The intersection of politics and religion has been trouble enough. We have candidates piously crediting God with their decisions to run for higher office. We have religion-based bigots getting creeped out because former Massachusetts Gov. Mitt Romney is Mormon, or attacking President Obama, wrongly claiming he is Muslim. We have a candidate who threw over two wives for other women—including one he was involved with while attacking former President Clinton for having a sexual relationship with a woman not his wife—then cleansing himself with conversion to Catholicism.
It's tiresome, especially for those of us who were raised by non-practicing Unitarians and are presuming we're headed for Hell anyway (if we believed in Hell). But the religious tests and slurs in politics are becoming far more tolerable than the display of religion in sports.
How much did we really need to hear about Denver Broncos quarterback Tim Tebow's relationship with Jesus Christ? The kneeling, the praying, the pre-professional practice of putting references to biblical verses in the eye black players wear to defect the sun—does this really have to be part of the athletic spectacle? Tebow's a terrific quarterback, though hardly the best in the league. If his faith gives him direction and comfort in his life—and even the focus to perform on the football field—that's wonderful. And for people who are passionately religious, it may seem wrong not to share that faith and joy with the world. But there's a point where the display becomes a little sanctimonious and a tad self-centered.

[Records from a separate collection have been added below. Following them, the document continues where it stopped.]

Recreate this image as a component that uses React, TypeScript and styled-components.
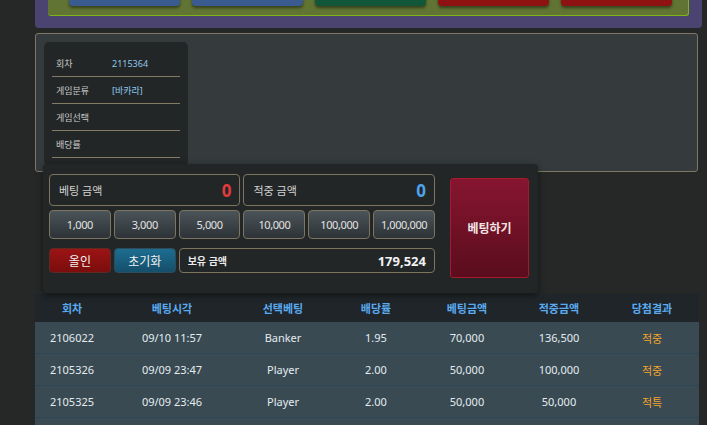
import React from "react";
import styled, { createGlobalStyle } from "styled-components";

const GlobalStyle = createGlobalStyle`
  html, body {
    margin: 0;
    padding: 0;
    overflow: hidden;
    background: #262827;
    font-family: "Noto Sans", "Noto Sans CJK KR", sans-serif;
  }
  * { box-sizing: border-box; }
`;

const Page = styled.div`
  display: flex;
  flex-direction: column;
  padding: 0 5px 0 35px;
  width: 707px;
`;

const GamePanel = styled.div`
  margin-top: -46px;
  background: #4b4470;
  border-radius: 0 0 4px 4px;
  padding: 12px 13px 12px;
`;

const GameInner = styled.div`
  display: grid;
  grid-template-columns: repeat(5, 111px);
  gap: 12px;
  padding: 10px 16px 9px 21px;
  background: #617433;
  border-right: 1px solid #7fb51a;
  border-bottom: 1px solid #7fb51a;
  border-radius: 0 0 3px 3px;
`;

const GameButton = styled.div<{ $tone: "blue" | "green" | "red" }>`
  height: 30px;
  border-radius: 4px;
  background: ${(p) =>
    p.$tone === "blue" ? "#3a5b8f" : p.$tone === "green" ? "#13573a" : "#8f1212"};
  box-shadow: 0 2px 3px rgba(0, 0, 0, 0.45);
`;

const InfoBox = styled.div`
  margin-top: 5px;
  width: 663px;
  height: 139px;
  padding: 8px;
  background: #353b3c;
  border: 1px solid #7d7866;
  border-radius: 3px;
`;

const InfoCard = styled.div`
  width: 144px;
  height: 124px;
  padding: 8px 8px 0;
  background: #222627;
  border-radius: 5px;
`;

const InfoRow = styled.div`
  display: flex;
  align-items: center;
  height: 27px;
  padding-left: 4px;
  border-bottom: 1px solid #857c68;
  font-size: 9px;
  color: #c9c9c9;
`;

const InfoLabel = styled.span`
  width: 56px;
`;

const InfoValue = styled.span`
  color: #8fc8ee;
`;

const BetPanel = styled.div`
  position: relative;
  z-index: 1;
  margin: -8px 0 0 8px;
  width: 495px;
  display: flex;
  gap: 15px;
  padding: 10px 9px 15px 6px;
  background: #222627;
  border-radius: 4px;
  box-shadow: 0 2px 6px rgba(0, 0, 0, 0.5);
`;

const BetColumn = styled.div`
  width: 386px;
  display: grid;
  grid-template-columns: repeat(6, 1fr);
  grid-template-rows: 32px 29px 30px;
  column-gap: 3px;
  row-gap: 4px;
  & > .last {
    margin-top: 5px;
  }
`;

const AmountBox = styled.div<{ $span: number }>`
  grid-column: span ${(p) => p.$span};
  display: flex;
  align-items: center;
  justify-content: space-between;
  padding: 0 8px 0 9px;
  border: 1px solid #7d7560;
  border-radius: 4px;
  background: #222627;
  color: #d2d2d2;
  font-size: 11px;
`;

const AmountValue = styled.span<{ $color: string }>`
  color: ${(p) => p.$color};
  font-size: 17px;
  font-weight: 700;
`;

const ChipButton = styled.div`
  display: flex;
  align-items: center;
  justify-content: center;
  border: 1px solid #7d7560;
  border-radius: 4px;
  background: linear-gradient(#4b5459, #2d3337);
  color: #e2e2e2;
  font-size: 11px;
  letter-spacing: -0.4px;
`;

const ActionButton = styled.div<{ $tone: "red" | "blue" }>`
  display: flex;
  align-items: center;
  justify-content: center;
  border-radius: 4px;
  border: 1px solid ${(p) => (p.$tone === "red" ? "#5e2a22" : "#2e4d5c")};
  background: ${(p) =>
    p.$tone === "red"
      ? "linear-gradient(#9c1414, #7a0d0d)"
      : "linear-gradient(#1d6d90, #154f6b)"};
  color: #f2f2f2;
  font-size: 12px;
`;

const HoldBox = styled(AmountBox)`
  padding: 0 8px 0 8px;
`;

const HoldLabel = styled.span`
  color: #ececec;
  font-size: 10px;
  font-weight: 700;
`;

const HoldValue = styled.span`
  color: #f2f2f2;
  font-size: 13px;
  font-weight: 700;
`;

const BetButton = styled.div`
  margin-top: 4px;
  width: 79px;
  height: 100px;
  display: flex;
  align-items: center;
  justify-content: center;
  border: 1px solid #a51a2c;
  border-radius: 3px;
  background: linear-gradient(#861530, #5a0d1d);
  color: #f1e4e4;
  font-size: 12px;
  font-weight: 700;
`;

const COLS = "74px 126px 96px 90px 92px 92px 94px";

const Table = styled.div`
  margin-top: 1px;
  width: 664px;
  display: flex;
  flex-direction: column;
`;

const HeaderRow = styled.div`
  display: grid;
  grid-template-columns: ${COLS};
  height: 28px;
  align-items: center;
  background: #1f2528;
`;

const HeaderCell = styled.div`
  text-align: center;
  color: #5aaaf0;
  font-size: 11px;
  font-weight: 700;
`;

const BodyRow = styled.div`
  display: grid;
  grid-template-columns: ${COLS};
  height: 32px;
  align-items: center;
  background: #394a53;
  border-bottom: 1px solid #2b4657;
`;

const Cell = styled.div<{ $result?: boolean }>`
  text-align: center;
  color: ${(p) => (p.$result ? "#f2a52c" : "#e4ecf0")};
  font-size: 11px;
`;

const infoRows = [
  { label: "회차", value: "2115364" },
  { label: "게임분류", value: "[바카라]" },
  { label: "게임선택", value: "" },
  { label: "배당률", value: "" },
];

const chips = ["1,000", "3,000", "5,000", "10,000", "100,000", "1,000,000"];

const headers = ["회차", "베팅시각", "선택베팅", "배당률", "베팅금액", "적중금액", "당첨결과"];

const rows = [
  ["2106022", "09/10 11:57", "Banker", "1.95", "70,000", "136,500", "적중"],
  ["2105326", "09/09 23:47", "Player", "2.00", "50,000", "100,000", "적중"],
  ["2105325", "09/09 23:46", "Player", "2.00", "50,000", "50,000", "적특"],
  ["", "", "", "", "", "", ""],
];

export default function App() {
  return (
    <>
      <GlobalStyle />
      <Page>
        <GamePanel>
          <GameInner>
            <GameButton $tone="blue" />
            <GameButton $tone="blue" />
            <GameButton $tone="green" />
            <GameButton $tone="red" />
            <GameButton $tone="red" />
          </GameInner>
        </GamePanel>

        <InfoBox>
          <InfoCard>
            {infoRows.map((r) => (
              <InfoRow key={r.label}>
                <InfoLabel>{r.label}</InfoLabel>
                <InfoValue>{r.value}</InfoValue>
              </InfoRow>
            ))}
          </InfoCard>
        </InfoBox>

        <BetPanel>
          <BetColumn>
            <AmountBox $span={3}>
              베팅 금액
              <AmountValue $color="#e23b3b">0</AmountValue>
            </AmountBox>
            <AmountBox $span={3}>
              적중 금액
              <AmountValue $color="#4ea3ea">0</AmountValue>
            </AmountBox>
            {chips.map((c) => (
              <ChipButton key={c}>{c}</ChipButton>
            ))}
            <ActionButton $tone="red" className="last">
              올인
            </ActionButton>
            <ActionButton $tone="blue" className="last">
              초기화
            </ActionButton>
            <HoldBox $span={4} className="last">
              <HoldLabel>보유 금액</HoldLabel>
              <HoldValue>179,524</HoldValue>
            </HoldBox>
          </BetColumn>
          <BetButton>베팅하기</BetButton>
        </BetPanel>

        <Table>
          <HeaderRow>
            {headers.map((h) => (
              <HeaderCell key={h}>{h}</HeaderCell>
            ))}
          </HeaderRow>
          {rows.map((r, ri) => (
            <BodyRow key={ri}>
              {r.map((v, i) => (
                <Cell key={i} $result={i === 6}>
                  {v}
                </Cell>
              ))}
            </BodyRow>
          ))}
        </Table>
      </Page>
    </>
  );
}
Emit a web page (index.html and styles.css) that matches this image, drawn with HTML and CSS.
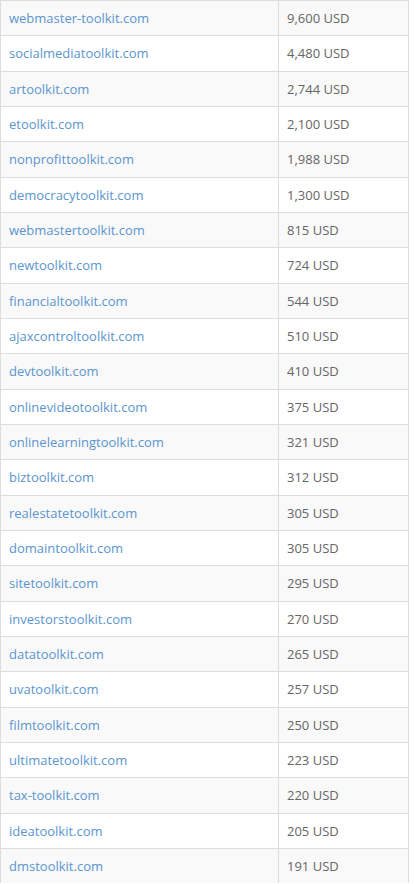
FILE: index.html
```html
<!DOCTYPE html>
<html>
<head>
<meta charset="utf-8">
<link rel="stylesheet" href="styles.css">
</head>
<body>
<table class="domains">
<tbody>
<tr><td class="name"><a href="#">webmaster-toolkit.com</a></td><td class="price">9,600 USD</td></tr>
<tr><td class="name"><a href="#">socialmediatoolkit.com</a></td><td class="price">4,480 USD</td></tr>
<tr><td class="name"><a href="#">artoolkit.com</a></td><td class="price">2,744 USD</td></tr>
<tr><td class="name"><a href="#">etoolkit.com</a></td><td class="price">2,100 USD</td></tr>
<tr><td class="name"><a href="#">nonprofittoolkit.com</a></td><td class="price">1,988 USD</td></tr>
<tr><td class="name"><a href="#">democracytoolkit.com</a></td><td class="price">1,300 USD</td></tr>
<tr><td class="name"><a href="#">webmastertoolkit.com</a></td><td class="price">815 USD</td></tr>
<tr><td class="name"><a href="#">newtoolkit.com</a></td><td class="price">724 USD</td></tr>
<tr><td class="name"><a href="#">financialtoolkit.com</a></td><td class="price">544 USD</td></tr>
<tr><td class="name"><a href="#">ajaxcontroltoolkit.com</a></td><td class="price">510 USD</td></tr>
<tr><td class="name"><a href="#">devtoolkit.com</a></td><td class="price">410 USD</td></tr>
<tr><td class="name"><a href="#">onlinevideotoolkit.com</a></td><td class="price">375 USD</td></tr>
<tr><td class="name"><a href="#">onlinelearningtoolkit.com</a></td><td class="price">321 USD</td></tr>
<tr><td class="name"><a href="#">biztoolkit.com</a></td><td class="price">312 USD</td></tr>
<tr><td class="name"><a href="#">realestatetoolkit.com</a></td><td class="price">305 USD</td></tr>
<tr><td class="name"><a href="#">domaintoolkit.com</a></td><td class="price">305 USD</td></tr>
<tr><td class="name"><a href="#">sitetoolkit.com</a></td><td class="price">295 USD</td></tr>
<tr><td class="name"><a href="#">investorstoolkit.com</a></td><td class="price">270 USD</td></tr>
<tr><td class="name"><a href="#">datatoolkit.com</a></td><td class="price">265 USD</td></tr>
<tr><td class="name"><a href="#">uvatoolkit.com</a></td><td class="price">257 USD</td></tr>
<tr><td class="name"><a href="#">filmtoolkit.com</a></td><td class="price">250 USD</td></tr>
<tr><td class="name"><a href="#">ultimatetoolkit.com</a></td><td class="price">223 USD</td></tr>
<tr><td class="name"><a href="#">tax-toolkit.com</a></td><td class="price">220 USD</td></tr>
<tr><td class="name"><a href="#">ideatoolkit.com</a></td><td class="price">205 USD</td></tr>
<tr><td class="name"><a href="#">dmstoolkit.com</a></td><td class="price">191 USD</td></tr>
</tbody>
</table>
</body>
</html>
```
FILE: styles.css
```css
html, body {
  margin: 0;
  padding: 0;
  background: #ffffff;
}
body {
  font-family: "Open Sans", "Liberation Sans", sans-serif;
  font-size: 13px;
  color: #555555;
}
.domains {
  width: 409px;
  border-collapse: collapse;
  border-left: 1px solid #dddddd;
  border-right: 1px solid #dddddd;
}
.domains tr:nth-child(odd) {
  background: #f9f9f9;
}
.domains td {
  border-top: 1px solid #dddddd;
  padding: 7px 8px 7px 8px;
  height: 20.33px;
  line-height: 20.33px;
  vertical-align: middle;
  box-sizing: content-box;
}
.domains td.name {
  width: 261px;
  border-right: 1px solid #dddddd;
}
.domains td.price {
  color: #666666;
}
.domains a {
  color: #5b95cf;
  text-decoration: none;
}
```
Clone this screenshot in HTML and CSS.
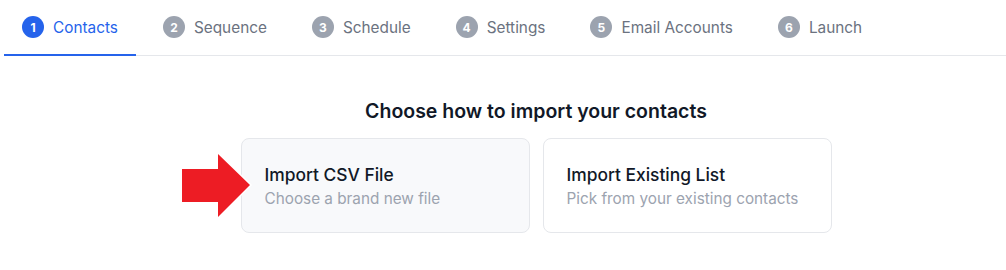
FILE: index.html
```html
<!DOCTYPE html>
<html lang="en">
  <head>
    <meta charset="UTF-8" />
    <meta name="viewport" content="width=device-width, initial-scale=1.0" />
    <title>New Campaign - Contacts</title>
    <link rel="stylesheet" href="styles.css">
  </head>
  <body>
    <nav class="steps">
      <div class="step active"><span class="badge">1</span>Contacts</div>
      <div class="step"><span class="badge">2</span>Sequence</div>
      <div class="step"><span class="badge">3</span>Schedule</div>
      <div class="step"><span class="badge">4</span>Settings</div>
      <div class="step"><span class="badge">5</span>Email Accounts</div>
      <div class="step"><span class="badge">6</span>Launch</div>
    </nav>

    <main class="import">
      <h2 class="import-title">Choose how to import your contacts</h2>
      <div class="options">
        <svg class="pointer" width="76" height="72" viewBox="0 0 76 72">
          <polygon points="4,19 40,19 40,4 72,35 40,67 40,52 4,52" fill="#ed1c24" stroke="#ffffff" stroke-width="3" stroke-linejoin="miter" paint-order="stroke" />
        </svg>
        <div class="option selected">
          <div class="option-name">Import CSV File</div>
          <div class="option-desc">Choose a brand new file</div>
        </div>
        <div class="option">
          <div class="option-name">Import Existing List</div>
          <div class="option-desc">Pick from your existing contacts</div>
        </div>
      </div>
    </main>
  </body>
</html>
```

FILE: styles.css
```css
body {
  margin: 0;
  background-color: #ffffff;
  font-family: Inter, "Noto Sans", sans-serif;
  color: #111827;
}

.steps {
  display: flex;
  gap: 9px;
  margin-left: 4px;
  border-bottom: 1px solid #e5e7eb;
}

.step {
  display: flex;
  align-items: center;
  gap: 9px;
  height: 54px;
  padding: 0 18px;
  border-bottom: 2px solid transparent;
  margin-bottom: -1px;
  font-size: 15.35px;
  color: #6b7280;
}

.step.active {
  color: #2563eb;
  border-bottom-color: #2563eb;
}

.badge {
  display: flex;
  align-items: center;
  justify-content: center;
  width: 22px;
  height: 22px;
  border-radius: 50%;
  background-color: #9ca3af;
  color: #ffffff;
  font-size: 12px;
  font-weight: 700;
}

.step.active .badge {
  background-color: #2563eb;
}

.import {
  display: flex;
  flex-direction: column;
  align-items: center;
  padding: 41px 0 0 66px;
}

.import-title {
  margin: 0 0 13px;
  font-size: 19.5px;
  line-height: 28px;
  font-weight: 600;
  color: #111827;
}

.options {
  position: relative;
  display: flex;
  gap: 13px;
}

.pointer {
  position: absolute;
  left: -63px;
  top: 12px;
  z-index: 1;
}

.option {
  width: 241px;
  padding: 23px 23px 22px;
  border: 1px solid #e5e7eb;
  border-radius: 8px;
  background-color: #ffffff;
}

.option.selected {
  background-color: #f8f9fb;
}

.option-name {
  font-size: 17.4px;
  line-height: 25px;
  font-weight: 500;
  color: #111827;
}

.option-desc {
  margin-top: 1px;
  font-size: 15.3px;
  line-height: 22px;
  color: #9ca3af;
}
```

Did Jesus want Tebow to succeed? Did he want to reward the home-schooled athlete for appearing in an ad for the conservative group Focus on the Family? That could explain Tebow's resurrection of the Broncos five games into the season, but it hardly accounts for the back-to-back pick sixes Tebow threw against the struggling Buffalo Bills—and on Christmas Eve, no less. There's a rootable quality to the team, but somehow, I think Jesus might have more important issues on his plate: disease, maybe. War. Poverty. Not to mention all those people attacking each other verbally and physically over differences in religious beliefs. It's enough to make you root for the New England Patriots.